Es una excelente parábola para nuestra época, en la que tantos problemas sociales (fundamentalmente uno muy comentado: la dificultad de millennials y centennials para hacerse adultos) se relacionan no solo con factores económicos, sino también con un miedo crónico a lo terrible que podría ser tomar una decisión sobre algo y luego tener que hacerse cargo de eso; miedo basado, en una glorificación de la seguridad que nos enseñaron desde chicos y que nos volvió prácticamente incapaces de tomar riesgos, combinado con el FOMO como modo de vida. Entre el miedo a tener que hacerse cargo de una decisión y el terror a perderse de todas las otras cosas que uno no ha elegido, todos estamos un poco como John Marcher, cuidándonos de una bestia invisible sin darnos cuenta de que efectivamente existe, y es el tiempo.

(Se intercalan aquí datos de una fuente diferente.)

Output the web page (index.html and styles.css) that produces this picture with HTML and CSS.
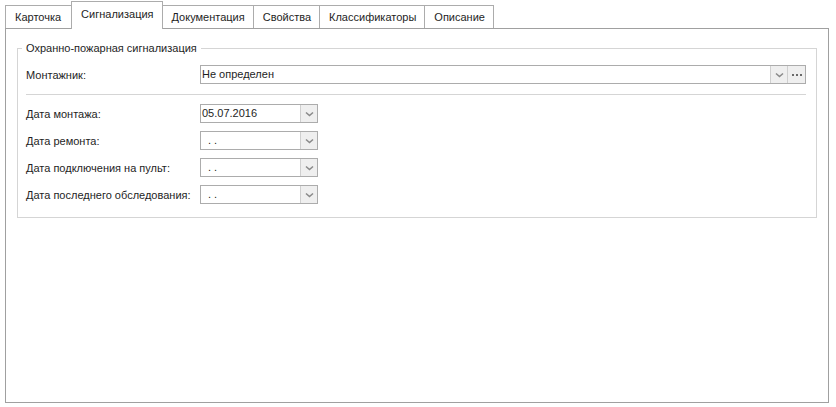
FILE: index.html
```html
<!DOCTYPE html>
<html lang="ru">
<head>
    <meta charset="UTF-8">
    <title>Охранно-пожарная сигнализация</title>
    <link rel="stylesheet" href="styles.css">
</head>
<body>
    <div class="tabs">
        <div class="tab-strip">
            <div class="tab">Карточка</div>
            <div class="tab active">Сигнализация</div>
            <div class="tab">Документация</div>
            <div class="tab">Свойства</div>
            <div class="tab">Классификаторы</div>
            <div class="tab">Описание</div>
        </div>
        <div class="tab-page">
            <fieldset class="group">
                <legend>Охранно-пожарная сигнализация</legend>
                <div class="row">
                    <label>Монтажник:</label>
                    <div class="combo wide">
                        <span class="value">Не определен</span>
                        <span class="btn drop"><svg width="9" height="6" viewBox="0 0 9 6"><path d="M1 1.5 L4.5 4.5 L8 1.5" fill="none" stroke="#8a8a8a" stroke-width="1.6"/></svg></span>
                        <span class="btn more"><svg width="10" height="2" viewBox="0 0 10 2"><rect x="0" y="0" width="2" height="2" fill="#6a6a6a"/><rect x="4" y="0" width="2" height="2" fill="#6a6a6a"/><rect x="8" y="0" width="2" height="2" fill="#6a6a6a"/></svg></span>
                    </div>
                </div>
                <hr class="sep">
                <div class="dates">
                    <div class="row">
                        <label>Дата монтажа:</label>
                        <div class="combo date">
                            <span class="value">05.07.2016</span>
                            <span class="btn drop"><svg width="9" height="6" viewBox="0 0 9 6"><path d="M1 1.5 L4.5 4.5 L8 1.5" fill="none" stroke="#8a8a8a" stroke-width="1.6"/></svg></span>
                        </div>
                    </div>
                    <div class="row">
                        <label>Дата ремонта:</label>
                        <div class="combo date">
                            <span class="value empty">. .</span>
                            <span class="btn drop"><svg width="9" height="6" viewBox="0 0 9 6"><path d="M1 1.5 L4.5 4.5 L8 1.5" fill="none" stroke="#8a8a8a" stroke-width="1.6"/></svg></span>
                        </div>
                    </div>
                    <div class="row">
                        <label>Дата подключения на пульт:</label>
                        <div class="combo date">
                            <span class="value empty">. .</span>
                            <span class="btn drop"><svg width="9" height="6" viewBox="0 0 9 6"><path d="M1 1.5 L4.5 4.5 L8 1.5" fill="none" stroke="#8a8a8a" stroke-width="1.6"/></svg></span>
                        </div>
                    </div>
                    <div class="row">
                        <label>Дата последнего обследования:</label>
                        <div class="combo date">
                            <span class="value empty">. .</span>
                            <span class="btn drop"><svg width="9" height="6" viewBox="0 0 9 6"><path d="M1 1.5 L4.5 4.5 L8 1.5" fill="none" stroke="#8a8a8a" stroke-width="1.6"/></svg></span>
                        </div>
                    </div>
                </div>
            </fieldset>
        </div>
    </div>
</body>
</html>
```

FILE: styles.css
```css
html, body {
    height: 100%;
}
body {
    margin: 0;
    font-family: "Liberation Sans", Arial, sans-serif;
    font-size: 11px;
    color: #1e1e1e;
    background: #fff;
}
.tabs {
    box-sizing: border-box;
    height: 100%;
    padding: 2px 7px 4px 5px;
    display: flex;
    flex-direction: column;
}
.tab-strip {
    display: flex;
    align-items: flex-end;
    height: 26px;
    position: relative;
    z-index: 1;
}
.tab {
    height: 22px;
    line-height: 23px;
    padding: 0 8px 0 9px;
    border: 1px solid #acacac;
    border-bottom: 0;
    border-left-width: 0;
    background: #fff;
    color: #1e1e1e;
}
.tab:first-child {
    border-left-width: 1px;
    padding-right: 10px;
}
.tab.active {
    height: 27px;
    line-height: 24px;
    margin-bottom: -1px;
    border-left-width: 1px;
    margin-left: -1px;
}
.tab.active + .tab {
    border-left-width: 0;
}
.tab-page {
    flex: 1;
    border: 1px solid #a0a0a0;
    padding: 13px 11px 0 11px;
}
/* group box with caption in the frame */
.group {
    margin: 0;
    border: 1px solid #d5d5d5;
    padding: 10px 10px 13px 8px;
}
.group legend {
    margin-left: -4px;
    padding: 0 4px;
    line-height: 13px;
}
.row {
    display: flex;
    align-items: center;
    height: 19px;
}
.row label {
    width: 174px;
    flex: none;
}
.sep {
    border: 0;
    border-top: 1px solid #d5d5d5;
    margin: 10px 0 9px 0;
}
.dates {
    display: grid;
    gap: 8px;
}
.combo {
    box-sizing: border-box;
    height: 19px;
    border: 1px solid #acacac;
    display: flex;
    align-items: stretch;
    background: #fff;
}
.combo.wide {
    flex: 1;
}
.combo.date {
    width: 118px;
}
.combo .value {
    flex: 1;
    line-height: 17px;
    padding-left: 1px;
    white-space: nowrap;
}
.combo .value.empty {
    padding-left: 7px;
}
.btn {
    width: 16px;
    flex: none;
    background: #efefef;
    border-left: 1px solid #cfcfcf;
    display: flex;
    align-items: center;
    justify-content: center;
}
.btn.more {
    width: 17px;
}
```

Es una buena parábola, también, para el género que elige la película, la ciencia ficción, que últimamente está más que nunca basado en la fijación de que la humanidad está autodestruyéndose. Me interesó mucho más esta veta antiparanoica de la película que su relato paranoico sobre un mundo que se extirpa las emociones, aunque en el fondo creo que hay algo bello, interesante e inteligente en la insistencia de esta película tan fragmentada de entretejer ambas narrativas. Porque las dos cosas parecen ser ciertas, y en su convivencia se cifra nuestra desgracia: es verdad que una parte del desarrollo del mundo se está orientando a prescindir de las formas de la inteligencia humana que no sirven para vender nada, y es igualmente claro que dedicar todos los esfuerzos del arte y el pensamiento a reflexionar sobre esa tragedia en lugar de intentar construir otros relatos nos está aplanando y atrofiando, como una bestia invisible que da pisadas gigantes.